[DIRECTIONS FOR THIS TASK] Each line below should be retyped exactly, with no pictures.

--- start RAW DATA ---

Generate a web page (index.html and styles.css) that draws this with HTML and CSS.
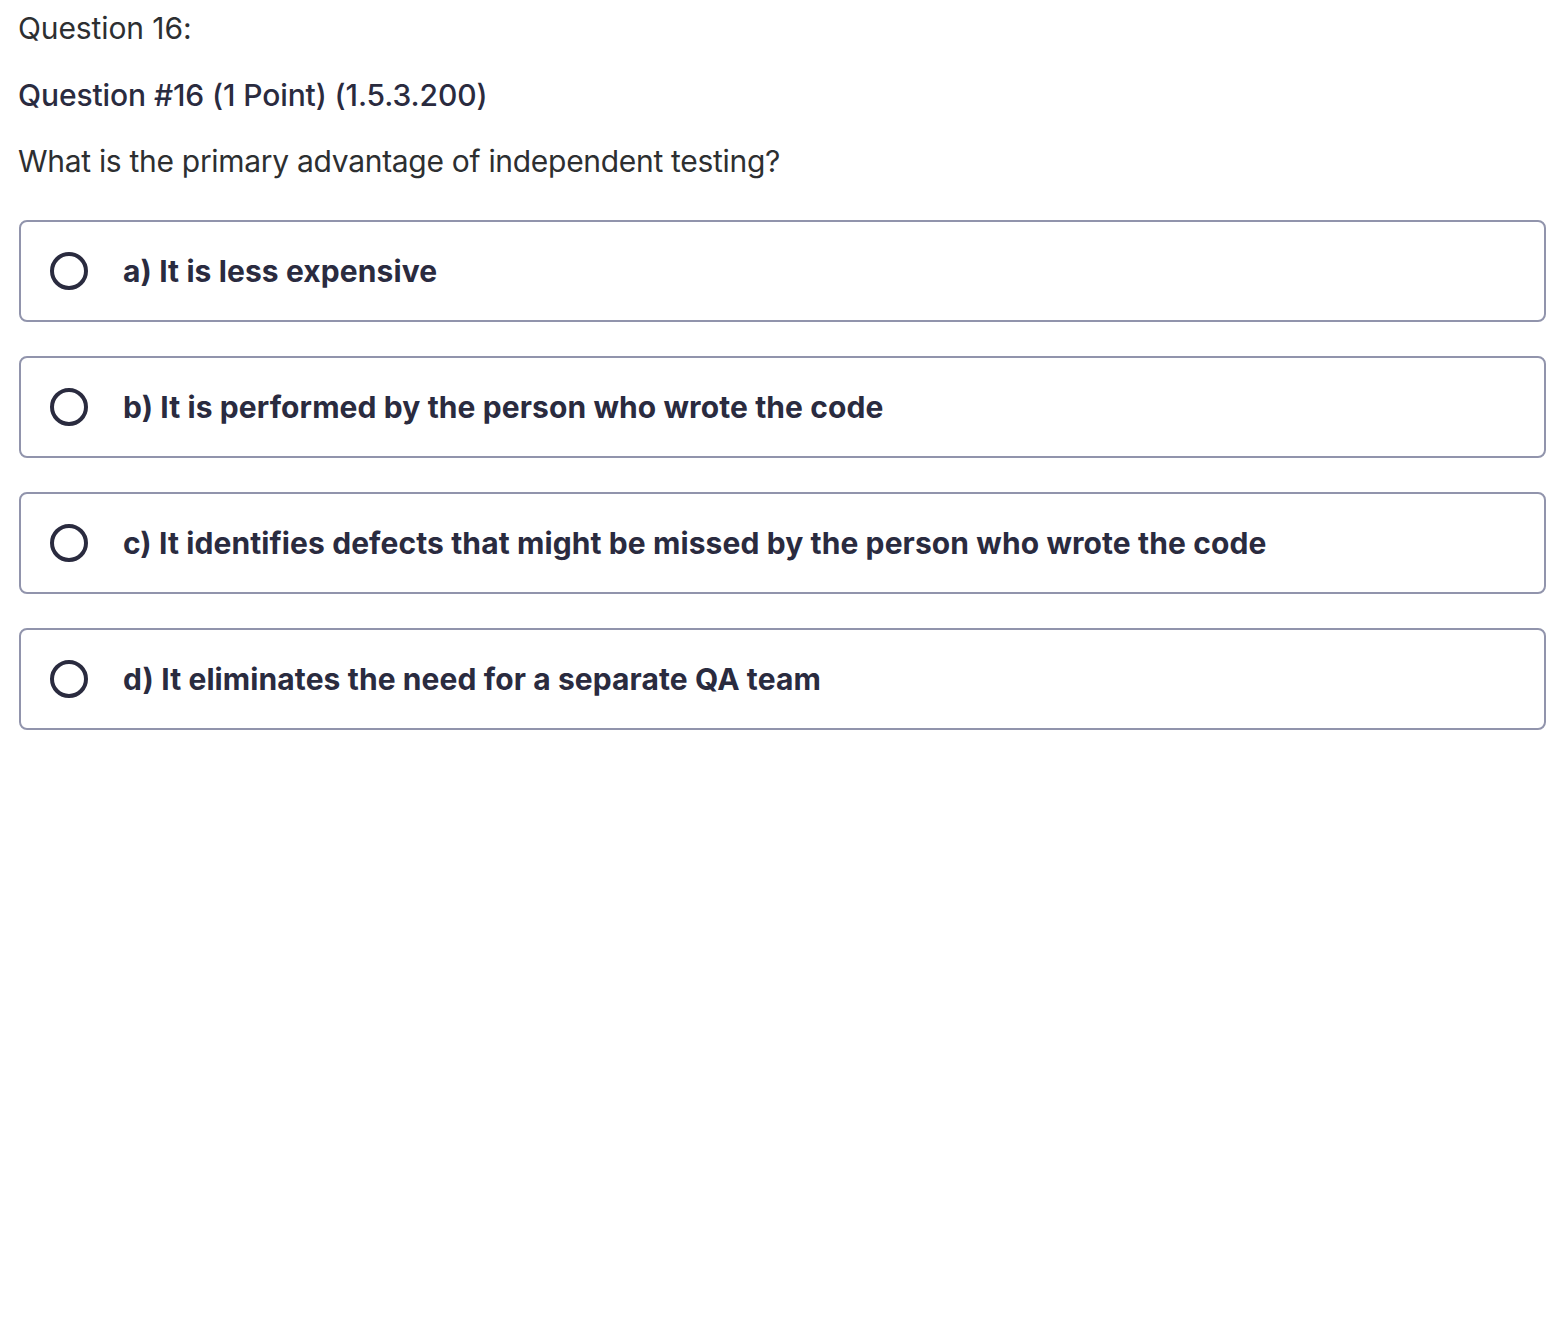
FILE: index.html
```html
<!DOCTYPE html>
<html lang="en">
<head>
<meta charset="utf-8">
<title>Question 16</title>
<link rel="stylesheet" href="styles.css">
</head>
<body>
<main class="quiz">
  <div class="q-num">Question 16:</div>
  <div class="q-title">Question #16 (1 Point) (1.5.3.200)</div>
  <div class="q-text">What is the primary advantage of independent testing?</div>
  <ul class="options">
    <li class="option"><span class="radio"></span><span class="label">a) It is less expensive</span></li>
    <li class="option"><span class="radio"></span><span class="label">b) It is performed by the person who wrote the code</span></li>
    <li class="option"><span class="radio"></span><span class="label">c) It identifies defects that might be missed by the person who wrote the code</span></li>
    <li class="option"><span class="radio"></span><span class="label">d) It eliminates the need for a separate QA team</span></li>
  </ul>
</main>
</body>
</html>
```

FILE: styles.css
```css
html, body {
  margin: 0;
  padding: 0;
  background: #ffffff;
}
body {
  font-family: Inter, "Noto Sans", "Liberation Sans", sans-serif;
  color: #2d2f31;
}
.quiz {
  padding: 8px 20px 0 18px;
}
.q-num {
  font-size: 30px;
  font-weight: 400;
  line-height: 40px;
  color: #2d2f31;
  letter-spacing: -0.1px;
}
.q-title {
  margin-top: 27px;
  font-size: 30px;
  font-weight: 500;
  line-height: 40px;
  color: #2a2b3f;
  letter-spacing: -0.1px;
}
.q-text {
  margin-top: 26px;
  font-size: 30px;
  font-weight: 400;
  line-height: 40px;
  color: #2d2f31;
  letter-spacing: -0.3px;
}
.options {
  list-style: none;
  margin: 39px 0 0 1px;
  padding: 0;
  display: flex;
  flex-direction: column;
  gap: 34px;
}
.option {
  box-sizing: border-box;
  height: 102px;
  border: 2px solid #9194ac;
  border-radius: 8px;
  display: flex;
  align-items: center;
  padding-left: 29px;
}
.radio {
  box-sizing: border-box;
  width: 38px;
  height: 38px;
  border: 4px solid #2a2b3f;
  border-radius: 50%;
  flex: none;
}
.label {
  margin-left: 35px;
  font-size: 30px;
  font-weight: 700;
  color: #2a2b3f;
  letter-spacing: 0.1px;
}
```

--- end RAW DATA ---

[RESULT OF THIS EXERCISE]
Generate a web page (index.html and styles.css) that draws this with HTML and CSS.
FILE: index.html
```html
<!DOCTYPE html>
<html lang="en">
<head>
<meta charset="utf-8">
<title>Question 16</title>
<link rel="stylesheet" href="styles.css">
</head>
<body>
<main class="quiz">
  <div class="q-num">Question 16:</div>
  <div class="q-title">Question #16 (1 Point) (1.5.3.200)</div>
  <div class="q-text">What is the primary advantage of independent testing?</div>
  <ul class="options">
    <li class="option"><span class="radio"></span><span class="label">a) It is less expensive</span></li>
    <li class="option"><span class="radio"></span><span class="label">b) It is performed by the person who wrote the code</span></li>
    <li class="option"><span class="radio"></span><span class="label">c) It identifies defects that might be missed by the person who wrote the code</span></li>
    <li class="option"><span class="radio"></span><span class="label">d) It eliminates the need for a separate QA team</span></li>
  </ul>
</main>
</body>
</html>
```

FILE: styles.css
```css
html, body {
  margin: 0;
  padding: 0;
  background: #ffffff;
}
body {
  font-family: Inter, "Noto Sans", "Liberation Sans", sans-serif;
  color: #2d2f31;
}
.quiz {
  padding: 8px 20px 0 18px;
}
.q-num {
  font-size: 30px;
  font-weight: 400;
  line-height: 40px;
  color: #2d2f31;
  letter-spacing: -0.1px;
}
.q-title {
  margin-top: 27px;
  font-size: 30px;
  font-weight: 500;
  line-height: 40px;
  color: #2a2b3f;
  letter-spacing: -0.1px;
}
.q-text {
  margin-top: 26px;
  font-size: 30px;
  font-weight: 400;
  line-height: 40px;
  color: #2d2f31;
  letter-spacing: -0.3px;
}
.options {
  list-style: none;
  margin: 39px 0 0 1px;
  padding: 0;
  display: flex;
  flex-direction: column;
  gap: 34px;
}
.option {
  box-sizing: border-box;
  height: 102px;
  border: 2px solid #9194ac;
  border-radius: 8px;
  display: flex;
  align-items: center;
  padding-left: 29px;
}
.radio {
  box-sizing: border-box;
  width: 38px;
  height: 38px;
  border: 4px solid #2a2b3f;
  border-radius: 50%;
  flex: none;
}
.label {
  margin-left: 35px;
  font-size: 30px;
  font-weight: 700;
  color: #2a2b3f;
  letter-spacing: 0.1px;
}
```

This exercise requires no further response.